“Lo strumento dell’Iscro (Indennità straordinaria di continuità reddituale ed operativa) entrato in applicazione il 1° luglio scorso rappresenta un buon esempio di una misura di sostegno al reddito per una popolazione di lavoratori, i professionisti iscritti alla gestione separata, fino ad oggi scoperta da ogni forma di ammortizzatore e che non aveva sinora contribuito al suo finanziamento”. A dirlo il presidente dell’Inps Pasquale Tridico nella Relazione annuale del XX Rapporto Annuale dell’Istituto.
“Tale misura di protezione – spiega – andrebbe estesa alla platea di tutti i lavoratori autonomi con partita iva. Non possiamo inoltre dimenticarci che la mera presenza di un ammortizzatore produce effetti diversificati a seconda dell’utilizzo che ne viene fatto da parte delle imprese. Come mostrano le analisi dell’Istituto, le imprese che nel periodo pre-Covid godevano di una minor liquidità e di una peggiore redditività sono contraddistinte da un’intensità di ricorso superiore alla misura. Se ci si interroga anche sulle strategie di utilizzo interno della cig, andando ad indagare la scelta dell’impresa di equidistribuire la perdita salariale associata all’utilizzo della cig-Covid tra i lavoratori, oppure di concentrarne l’utilizzo solo su alcuni gruppi, si evidenziano differenze legate ad altre caratteristiche aziendali: all’aumentare dell’instabilità lavorativa e della dispersione dei salari, nell’impresa crescono in modo rilevante la concentrazione delle ore di utilizzo cig-Covid e i relativi disagi per i lavoratori maggiormente coinvolti”.
“Allo scopo poi – precisa – di comprendere quali lavoratori abbiano maggiormente sofferto la riduzione salariale associata alla misura, se si analizza l’intensità del ricorso a livello individuale emerge che essa diminuisce in modo sostanziale al crescere del salario del lavoratore, della sua anzianità aziendale, e dell’esperienza lavorativa, mentre aumenta al crescere dell’età del lavoratore, soprattutto per i lavoratori con contratto a tempo indeterminato.
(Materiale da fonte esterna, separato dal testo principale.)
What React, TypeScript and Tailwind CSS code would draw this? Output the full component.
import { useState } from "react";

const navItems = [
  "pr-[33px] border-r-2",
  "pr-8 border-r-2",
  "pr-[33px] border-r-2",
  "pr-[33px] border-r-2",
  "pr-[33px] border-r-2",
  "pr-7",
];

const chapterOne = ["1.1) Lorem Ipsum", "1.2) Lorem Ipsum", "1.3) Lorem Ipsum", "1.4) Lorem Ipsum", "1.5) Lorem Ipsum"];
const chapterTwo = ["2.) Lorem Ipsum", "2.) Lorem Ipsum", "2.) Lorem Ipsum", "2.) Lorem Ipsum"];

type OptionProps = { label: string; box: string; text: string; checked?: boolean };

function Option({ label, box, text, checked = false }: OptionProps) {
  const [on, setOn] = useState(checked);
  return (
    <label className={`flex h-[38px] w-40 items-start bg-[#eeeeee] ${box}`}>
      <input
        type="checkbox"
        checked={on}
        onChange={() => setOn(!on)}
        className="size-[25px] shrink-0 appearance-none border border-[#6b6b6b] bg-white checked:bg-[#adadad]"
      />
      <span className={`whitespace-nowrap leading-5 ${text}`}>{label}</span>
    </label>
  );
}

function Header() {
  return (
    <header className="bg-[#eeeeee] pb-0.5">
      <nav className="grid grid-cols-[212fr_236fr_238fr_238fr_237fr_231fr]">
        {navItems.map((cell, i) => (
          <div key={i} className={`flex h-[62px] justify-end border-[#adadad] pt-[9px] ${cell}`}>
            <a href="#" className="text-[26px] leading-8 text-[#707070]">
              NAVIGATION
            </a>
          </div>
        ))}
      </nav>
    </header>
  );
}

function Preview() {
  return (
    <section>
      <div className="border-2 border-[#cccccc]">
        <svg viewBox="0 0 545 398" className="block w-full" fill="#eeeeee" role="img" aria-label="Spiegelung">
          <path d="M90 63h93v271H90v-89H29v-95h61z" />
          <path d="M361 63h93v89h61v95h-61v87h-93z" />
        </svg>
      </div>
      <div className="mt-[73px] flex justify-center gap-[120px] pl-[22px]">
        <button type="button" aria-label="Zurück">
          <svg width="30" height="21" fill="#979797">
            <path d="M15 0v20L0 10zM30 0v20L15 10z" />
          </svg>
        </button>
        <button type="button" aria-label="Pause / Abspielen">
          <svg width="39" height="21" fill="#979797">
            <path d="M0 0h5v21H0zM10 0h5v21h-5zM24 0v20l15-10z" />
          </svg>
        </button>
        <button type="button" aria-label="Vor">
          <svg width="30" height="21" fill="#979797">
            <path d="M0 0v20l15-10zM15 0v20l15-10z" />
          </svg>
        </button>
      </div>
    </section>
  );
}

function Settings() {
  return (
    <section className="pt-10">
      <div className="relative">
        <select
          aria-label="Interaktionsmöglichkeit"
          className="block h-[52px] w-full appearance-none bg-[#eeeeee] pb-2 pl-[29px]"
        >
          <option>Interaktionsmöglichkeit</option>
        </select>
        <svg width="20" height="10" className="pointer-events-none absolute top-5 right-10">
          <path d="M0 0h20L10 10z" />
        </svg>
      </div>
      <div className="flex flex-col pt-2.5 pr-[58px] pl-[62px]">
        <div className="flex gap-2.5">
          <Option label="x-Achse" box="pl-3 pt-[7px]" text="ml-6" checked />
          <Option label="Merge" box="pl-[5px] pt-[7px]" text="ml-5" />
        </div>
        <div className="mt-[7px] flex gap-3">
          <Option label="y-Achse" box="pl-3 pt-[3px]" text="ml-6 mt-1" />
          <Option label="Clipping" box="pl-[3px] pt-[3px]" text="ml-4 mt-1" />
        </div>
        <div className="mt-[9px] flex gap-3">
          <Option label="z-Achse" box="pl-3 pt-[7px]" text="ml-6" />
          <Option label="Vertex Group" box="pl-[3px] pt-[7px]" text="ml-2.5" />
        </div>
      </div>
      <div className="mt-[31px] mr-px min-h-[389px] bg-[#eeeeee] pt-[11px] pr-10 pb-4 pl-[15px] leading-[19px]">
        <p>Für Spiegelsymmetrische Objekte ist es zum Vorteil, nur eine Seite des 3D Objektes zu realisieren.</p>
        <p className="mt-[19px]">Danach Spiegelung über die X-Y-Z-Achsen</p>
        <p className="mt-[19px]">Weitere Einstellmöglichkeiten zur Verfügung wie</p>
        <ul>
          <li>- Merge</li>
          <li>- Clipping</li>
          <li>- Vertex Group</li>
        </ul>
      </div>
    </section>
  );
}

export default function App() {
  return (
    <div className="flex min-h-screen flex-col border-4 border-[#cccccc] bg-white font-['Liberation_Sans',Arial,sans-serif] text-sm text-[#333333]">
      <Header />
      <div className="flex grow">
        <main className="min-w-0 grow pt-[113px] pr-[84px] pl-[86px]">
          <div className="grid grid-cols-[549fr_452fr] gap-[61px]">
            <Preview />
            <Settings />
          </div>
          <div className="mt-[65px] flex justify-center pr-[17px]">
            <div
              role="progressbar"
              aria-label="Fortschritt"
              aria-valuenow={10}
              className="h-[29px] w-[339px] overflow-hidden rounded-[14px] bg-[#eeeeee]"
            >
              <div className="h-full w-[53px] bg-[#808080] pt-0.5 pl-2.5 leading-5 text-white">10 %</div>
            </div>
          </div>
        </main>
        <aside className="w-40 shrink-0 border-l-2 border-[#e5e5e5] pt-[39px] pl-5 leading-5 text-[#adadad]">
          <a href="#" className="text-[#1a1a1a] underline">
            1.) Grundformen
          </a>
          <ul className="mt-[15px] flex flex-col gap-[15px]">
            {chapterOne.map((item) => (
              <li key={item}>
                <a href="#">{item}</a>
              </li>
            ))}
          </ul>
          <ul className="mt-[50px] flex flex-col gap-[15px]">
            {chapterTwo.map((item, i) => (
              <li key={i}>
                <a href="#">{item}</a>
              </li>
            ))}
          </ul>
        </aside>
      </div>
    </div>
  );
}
Quindi qualunque ammortizzatore, per quanto universale, può produrre effetti redistributivi, in quanto il rischio di perdita occupazionale non è uniforme tra i lavoratori”.
“Per loro stessa natura – osserva Tridico – gli ammortizzatori riducono le diseguaglianze giacché permettono di attenuare le perdite economiche di segmenti più deboli della forza lavoro occupata. In assenza del sostegno derivante dagli ammortizzatori, l’imponibile contributivo mediano per i lavoratori coinvolti in cig-Covid sarebbe diminuito del 60%, da circa 1.700 euro a febbraio 2020 a 680 euro nel successivo mese di aprile, mentre considerando l’imponibile compensato dai sussidi, la perdita si è ridotta al 33%”.
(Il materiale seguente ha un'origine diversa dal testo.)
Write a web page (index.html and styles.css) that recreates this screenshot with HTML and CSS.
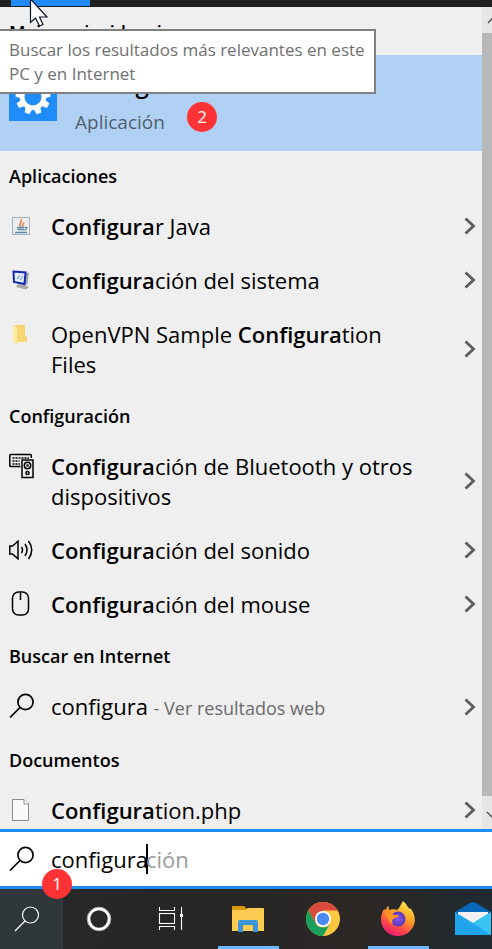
FILE: index.html
```html
<!DOCTYPE html>
<html lang="es">
<head>
  <meta charset="UTF-8">
  <meta name="viewport" content="width=device-width, initial-scale=1.0">
  <title>Buscar</title>
  <link rel="stylesheet" href="styles.css">
</head>
<body>
  <div class="top-strip">
    <div class="active-tab"></div>
    <div class="tooltip" role="tooltip">Buscar los resultados más relevantes en este PC y en Internet</div>
    <svg class="cursor" width="20" height="27" viewBox="0 0 20 27" aria-hidden="true">
      <path d="M1.500 -1V22.500L6.500 18L10.500 26L14 24.500L10.500 17H18Z" fill="#fff" stroke="#111526" stroke-width="1.200"/>
    </svg>
  </div>

  <!-- Iconos compartidos por las filas -->
  <svg class="defs" width="0" height="0" aria-hidden="true">
    <symbol id="chevron" viewBox="0 0 12 18"><path d="M1.500 1.500L9.500 9L1.500 16.500" fill="none" stroke="#5d5d5d" stroke-width="2.800"/></symbol>
    <symbol id="lens" viewBox="0 0 26 26"><g fill="none" stroke="currentColor" stroke-width="1.700"><circle cx="16.500" cy="9" r="7.600"/><path d="M11 14.500L1 24.500"/></g></symbol>
  </svg>

  <main class="panel">
    <div class="results">
      <h2>Mejor coincidencia</h2>
      <a class="best-match" href="#">
        <svg class="app-icon" width="48" height="48" viewBox="0 0 48 48" aria-hidden="true">
          <rect width="48" height="48" fill="#1f8cf9"/>
          <g fill="#fff">
            <path id="tooth" d="M20.500 12L21.500 6.500H26.500L27.500 12Z"/>
            <use href="#tooth" transform="rotate(40 24 24)"/>
            <use href="#tooth" transform="rotate(80 24 24)"/>
            <use href="#tooth" transform="rotate(120 24 24)"/>
            <use href="#tooth" transform="rotate(160 24 24)"/>
            <use href="#tooth" transform="rotate(200 24 24)"/>
            <use href="#tooth" transform="rotate(240 24 24)"/>
            <use href="#tooth" transform="rotate(280 24 24)"/>
            <use href="#tooth" transform="rotate(320 24 24)"/>
          </g>
          <circle cx="24" cy="24" r="10.800" fill="none" stroke="#fff" stroke-width="4.600"/>
        </svg>
        <span class="best-text">
          <span class="best-title"><b>Configura</b>ción</span>
          <span class="best-type">Aplicación</span>
        </span>
        <span class="badge badge-best">2</span>
      </a>

      <h2>Aplicaciones</h2>
      <ul>
        <li>
          <a href="#">
            <svg class="icon" width="26" height="26" viewBox="0 0 26 26" aria-hidden="true">
              <rect x="3.500" y="4.500" width="17" height="17" fill="#eaeef1" stroke="#a9b0b5"/>
              <path d="M12 14C8 11 14 9.500 12 6M14.500 13.500C12.500 12 14 10.500 15.500 9.500" fill="none" stroke="#e5803c" stroke-width="1.500"/>
              <path d="M8 14.500H15.500M8.500 16.500H15M6 19.500H18M16 14.500C19 14 18 16.500 15.500 17" fill="none" stroke="#6487a3" stroke-width="1.300"/>
            </svg>
            <span><b>Configura</b>r Java</span>
          </a>
          <button aria-label="Abrir"><svg width="12" height="18"><use href="#chevron"/></svg></button>
        </li>
        <li>
          <a href="#">
            <svg class="icon" width="26" height="26" viewBox="0 0 26 26" aria-hidden="true">
              <path d="M15 5L20 6L18.500 17L15.500 18Z" fill="#a3a5a0"/>
              <path d="M9 17L16 18L20 20L17 22.500L7 20Z" fill="#a9aaa6"/>
              <path d="M4.500 4.500L16.500 5.500L15.500 17L5 15Z" fill="#e4eefb" stroke="#1726b8" stroke-width="2"/>
              <path d="M8 12L11 8.500M11 13L14 9" stroke="#7d9ed8" stroke-width="1.200"/>
            </svg>
            <span><b>Configura</b>ción del sistema</span>
          </a>
          <button aria-label="Abrir"><svg width="12" height="18"><use href="#chevron"/></svg></button>
        </li>
        <li>
          <a href="#">
            <svg class="icon" width="26" height="26" viewBox="0 0 26 26" aria-hidden="true">
              <path d="M4 4H16V15L18 16V21H8L4 19Z" fill="#f7cf63"/>
              <path d="M4 4L8.500 6V24L4 21Z" fill="#fde9a2"/>
              <path d="M8.500 5H16V15L18 16V21H8.500Z" fill="#f8d573"/>
            </svg>
            <span>OpenVPN Sample <b>Configura</b>tion Files</span>
          </a>
          <button aria-label="Abrir"><svg width="12" height="18"><use href="#chevron"/></svg></button>
        </li>
      </ul>

      <h2>Configuración</h2>
      <ul>
        <li>
          <a href="#">
            <svg class="icon" width="26" height="26" viewBox="0 0 26 26" fill="none" stroke="#000" stroke-width="1.500" aria-hidden="true">
              <path d="M11.500 13.500H1.500Q0.800 13.500 0.800 12.500V2.500Q0.800 1.500 1.500 1.500H21.500Q22.300 1.500 22.300 2.500V5"/>
              <path d="M3.500 5H20M3.500 8H10.500M3.500 11H11" stroke-dasharray="2 1"/>
              <rect x="13" y="7" width="11" height="17.500"/>
              <circle cx="18.500" cy="12.500" r="3.200"/>
              <circle cx="18.500" cy="12.500" r="0.500"/>
              <circle cx="18.500" cy="20" r="1.600"/>
            </svg>
            <span><b>Configura</b>ción de Bluetooth y otros dispositivos</span>
          </a>
          <button aria-label="Abrir"><svg width="12" height="18"><use href="#chevron"/></svg></button>
        </li>
        <li>
          <a href="#">
            <svg class="icon" width="26" height="26" viewBox="0 0 26 26" fill="none" stroke="#000" stroke-width="1.500" aria-hidden="true">
              <path d="M0.800 9H3.500L9 4.200V21.800L3.500 17H0.800Z"/>
              <path d="M12.500 10Q14.500 13 12.500 16M16 7Q20 13 16 19M19.500 4Q26 13 19.500 22"/>
            </svg>
            <span><b>Configura</b>ción del sonido</span>
          </a>
          <button aria-label="Abrir"><svg width="12" height="18"><use href="#chevron"/></svg></button>
        </li>
        <li>
          <a href="#">
            <svg class="icon" width="26" height="26" viewBox="0 0 26 26" fill="none" stroke="#000" stroke-width="1.500" aria-hidden="true">
              <rect x="3.500" y="1" width="16" height="23" rx="6"/>
              <path d="M11.500 1V9"/>
            </svg>
            <span><b>Configura</b>ción del mouse</span>
          </a>
          <button aria-label="Abrir"><svg width="12" height="18"><use href="#chevron"/></svg></button>
        </li>
      </ul>

      <h2>Buscar en Internet</h2>
      <ul>
        <li>
          <a href="#">
            <svg class="icon" width="26" height="26" aria-hidden="true"><use href="#lens"/></svg>
            <span>configura <small>- Ver resultados web</small></span>
          </a>
          <button aria-label="Abrir"><svg width="12" height="18"><use href="#chevron"/></svg></button>
        </li>
      </ul>

      <h2>Documentos</h2>
      <ul>
        <li>
          <a href="#">
            <svg class="icon" width="26" height="26" viewBox="0 0 26 26" aria-hidden="true">
              <path d="M3.500 2.500H15L19.500 7V23.500H3.500Z" fill="#fafafa" stroke="#8b8b8b"/>
              <path d="M15 2.500V7H19.500" fill="#fff" stroke="#8b8b8b"/>
            </svg>
            <span><b>Configura</b>tion.php</span>
          </a>
          <button aria-label="Abrir"><svg width="12" height="18"><use href="#chevron"/></svg></button>
        </li>
      </ul>
    </div>

    <div class="scrollbar">
      <svg width="20" height="26" viewBox="0 0 20 26"><path d="M6 16L11 10.500L16 16" fill="none" stroke="#505050" stroke-width="1.400"/></svg>
      <div class="thumb"></div>
      <svg width="20" height="33" viewBox="0 0 20 33"><path d="M5 16L11 22L17 16" fill="none" stroke="#505050" stroke-width="1.400"/></svg>
    </div>
  </main>

  <form class="search-box">
    <svg class="icon" width="26" height="26" aria-hidden="true"><use href="#lens"/></svg>
    <input type="text" value="configura" aria-label="Buscar" autocomplete="off">
    <span class="caret"></span>
    <span class="suggestion">ción</span>
    <span class="badge badge-search">1</span>
  </form>

  <nav class="taskbar">
    <button class="tool search-tool" aria-label="Buscar">
      <svg width="26" height="26" viewBox="0 0 26 26" fill="none" stroke="#fff" stroke-width="1.200"><circle cx="16.500" cy="9" r="8"/><path d="M11 15L1 25"/></svg>
    </button>
    <button class="tool" aria-label="Cortana">
      <svg width="26" height="26" viewBox="0 0 26 26" fill="none"><circle cx="13" cy="13" r="10.200" stroke="#fff" stroke-width="3"/><circle cx="13" cy="13" r="11.800" stroke="#aaa" stroke-width="1"/></svg>
    </button>
    <button class="tool" aria-label="Vista de tareas">
      <svg width="26" height="26" viewBox="0 0 26 26" fill="none" stroke="#fff" stroke-width="1.100"><path d="M1.500 1V4.500H16.500V1M1.500 24V20.500H16.500V24M23.500 1V24"/><rect x="1.500" y="7.500" width="15" height="10"/><rect x="22" y="8" width="3" height="3" fill="#fff" stroke="none"/></svg>
    </button>
    <div class="apps">
      <button class="app open" aria-label="Explorador de archivos">
        <svg width="36" height="36" viewBox="0 0 36 36">
          <path d="M2 6Q2 5 3 5H14L17 8V12H2Z" fill="#d99a0b"/>
          <path d="M2 9H15L18 7H33Q34 7 34 8V30H2Z" fill="#fdcb52"/>
          <path d="M8 31V21Q8 19 10 19H26Q28 19 28 21V31H23V24H13V31Z" fill="#3a97dc"/>
        </svg>
      </button>
      <button class="app" aria-label="Google Chrome">
        <svg width="36" height="36" viewBox="0 0 36 36">
          <circle cx="18" cy="18" r="17" fill="#fdc83f"/>
          <path d="M18 1A17 17 0 0 1 32.700 9.500H18L10.500 22.200L3.300 9.500A17 17 0 0 1 18 1Z" fill="#da4a3d"/>
          <path d="M3.300 9.500L10.600 22.300A8.500 8.500 0 0 0 25.400 22.300L18 35A17 17 0 0 1 3.300 9.500Z" fill="#199e5b"/>
          <circle cx="18" cy="18" r="8" fill="#fff"/>
          <circle cx="18" cy="18" r="6.200" fill="#4889f4"/>
        </svg>
      </button>
      <button class="app open" aria-label="Firefox">
        <svg width="36" height="36" viewBox="0 0 36 36">
          <defs>
            <linearGradient id="fire" x1="0.800" y1="0" x2="0.300" y2="1">
              <stop offset="0" stop-color="#fff04a"/><stop offset="0.450" stop-color="#ff9a25"/><stop offset="0.750" stop-color="#ff454d"/><stop offset="1" stop-color="#e51a78"/>
            </linearGradient>
            <radialGradient id="globe"><stop offset="0" stop-color="#8c57f5"/><stop offset="1" stop-color="#5b36b5"/></radialGradient>
          </defs>
          <path d="M23 0C28 4 27 7 31 8C34 12 35.500 17 34.500 22C32 31 25 35 18 35C8 35 1 27.500 1 18C1 13 3 10 4 8L6 9C6 7 7 6 8.500 5L9 9C12 8 15 8 17 9C19 8 21 3 23 0Z" fill="url(#fire)"/>
          <circle cx="18" cy="18" r="7.500" fill="url(#globe)"/>
          <path d="M5 13C9 11 12 12 14 14H19C18 17 15 17 13 18C12 20 12 21 13 23C10 22 8 20 8 17Z" fill="#ff9621"/>
        </svg>
      </button>
      <button class="app" aria-label="Correo">
        <svg width="36" height="36" viewBox="0 0 36 36">
          <path d="M0 11L15 2Q18 0 21 2L36 11V16H0Z" fill="#0867b8"/>
          <path d="M3 11H33V20L18 28L3 20Z" fill="#f2f2f2"/>
          <path d="M0 11L18 22L36 11V34H0Z" fill="#20a4ec"/>
          <path d="M18 22L36 11V34Z" fill="#37c4f4"/>
        </svg>
      </button>
    </div>
  </nav>
</body>
</html>
```
FILE: styles.css
```css
* {
  box-sizing: border-box;
}

body {
  margin: 0;
  height: 100vh;
  display: flex;
  flex-direction: column;
  overflow: hidden;
  background-color: #efefef;
  color: #000;
  font-family: 'Open Sans', 'Noto Sans', sans-serif;
  font-size: 22px;
  line-height: 30px;
}

button {
  padding: 0;
  border: none;
  background: none;
  display: flex;
  align-items: center;
  justify-content: center;
}

a {
  color: inherit;
  text-decoration: none;
}

b {
  font-weight: 600;
}

.defs {
  position: absolute;
}

/* Borde superior de la ventana */
.top-strip {
  position: relative;
  z-index: 2;
  flex: none;
  height: 7px;
  padding-left: 11px;
  background-color: #202020;
}

.active-tab {
  width: 79px;
  height: 6px;
  background-color: #1f8cf9;
}

.tooltip {
  position: absolute;
  top: 29px;
  left: -2px;
  width: 378px;
  padding: 7px 9px 6px;
  border: 2px solid #808080;
  background-color: #fff;
  color: #707070;
  font-size: 17px;
  line-height: 24px;
}

.cursor {
  position: absolute;
  top: 0;
  left: 29px;
}

/* Resultados */
.panel {
  flex: 1;
  min-height: 0;
  display: flex;
  overflow: hidden;
}

.results {
  flex: 1;
  min-width: 0;
}

.results h2 {
  margin: 0;
  padding: 2px 9px 0;
  font-size: 18px;
  font-weight: 600;
  line-height: 46px;
}

.results ul {
  margin: 0;
  padding: 0;
  list-style: none;
}

.results li {
  display: flex;
}

.results li a {
  flex: 1;
  display: flex;
  gap: 16px;
  padding: 12px 40px 12px 9px;
}

.results li .icon {
  margin-top: 2px;
}

.results li button {
  width: 24px;
}

.results small {
  color: #6b6b6b;
  font-size: 18px;
}

.icon {
  flex: none;
}

.best-match {
  position: relative;
  display: flex;
  gap: 18px;
  height: 96px;
  padding: 18px 9px 0;
  background-color: #b0d1f4;
}

.app-icon {
  flex: none;
}

.best-text {
  display: flex;
  flex-direction: column;
  gap: 12px;
}

.best-title {
  font-size: 24px;
  line-height: 22px;
}

.best-type {
  color: #50606f;
  font-size: 19px;
}

.badge {
  position: absolute;
  width: 30px;
  height: 30px;
  border-radius: 50%;
  background-color: #ff3236;
  color: #fff;
  font-size: 17px;
  text-align: center;
}

.badge-best {
  top: 47px;
  left: 187px;
}

.badge-search {
  top: 37px;
  left: 42px;
}

.scrollbar {
  width: 10px;
  display: flex;
  flex-direction: column;
  overflow: hidden;
  background-color: #e6e6e6;
}

.scrollbar svg {
  flex: none;
}

.thumb {
  flex: 1;
  background-color: #b8b8b8;
}

/* Cuadro de búsqueda */
.search-box {
  position: relative;
  z-index: 1;
  flex: none;
  display: flex;
  align-items: center;
  height: 60px;
  padding: 0 9px;
  border-top: 3px solid #1f8cf9;
  border-bottom: 3px solid #1f8cf9;
  background-color: #fff;
}

.search-box input {
  field-sizing: content;
  margin-left: 16px;
  padding: 0;
  border: none;
  outline: none;
  background: none;
  color: #000;
  font: inherit;
}

.caret {
  width: 2px;
  height: 30px;
  margin-left: -2px;
  background-color: #000;
}

.suggestion {
  margin-left: -2px;
  color: #9b9b9b;
}

/* Barra de tareas */
.taskbar {
  flex: none;
  display: flex;
  height: 60px;
  background: linear-gradient(90deg, #282b2b, #262626 30%, #2b2725 75%, #202b31);
}

.tool {
  flex: none;
  width: 72px;
}

.search-tool {
  width: 63px;
  padding-right: 9px;
  background-color: #30373a;
}

.apps {
  display: flex;
  padding-left: 3px;
}

.app {
  position: relative;
  flex: none;
  width: 75px;
}

.open::after {
  content: "";
  position: absolute;
  right: 6px;
  bottom: 0;
  left: 8px;
  height: 3px;
  background-color: #70b5ff;
}
```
“Per quanto riguarda la disuguaglianza – continua – l’indice di Gini calcolato sulle retribuzioni da lavoro dipendente, pari a 0,29 nei mesi di gennaio e febbraio, sarebbe aumentato a 0,42 a marzo fino a 0,56 ad aprile. Grazie invece alla cig-Covid, l’indice di Gini aumenta in misura decisamente più contenuta, non superando ad aprile il valore di 0,45. Confrontando gli indicatori di diseguaglianza con l’ipotesi controfattuale di assenza di alcun ammortizzatore, la disuguaglianza aumenta del 55% anziché del 93%”.
“Ciò – sostiene – indica che lo strumento di ammortizzazione è riuscito a dimezzare l’impatto della crisi pandemica sull’aumento della disuguaglianza dei redditi. Emerge anche che gli ammortizzatori anticiclici riescono ad attutire in modo più rilevante l’impatto su categorie fragili del mercato del lavoro, come donne e giovani. Molto probabilmente l’intervento pubblico avrebbe potuto essere più selettivo nell’individuazione delle categorie da beneficiare”.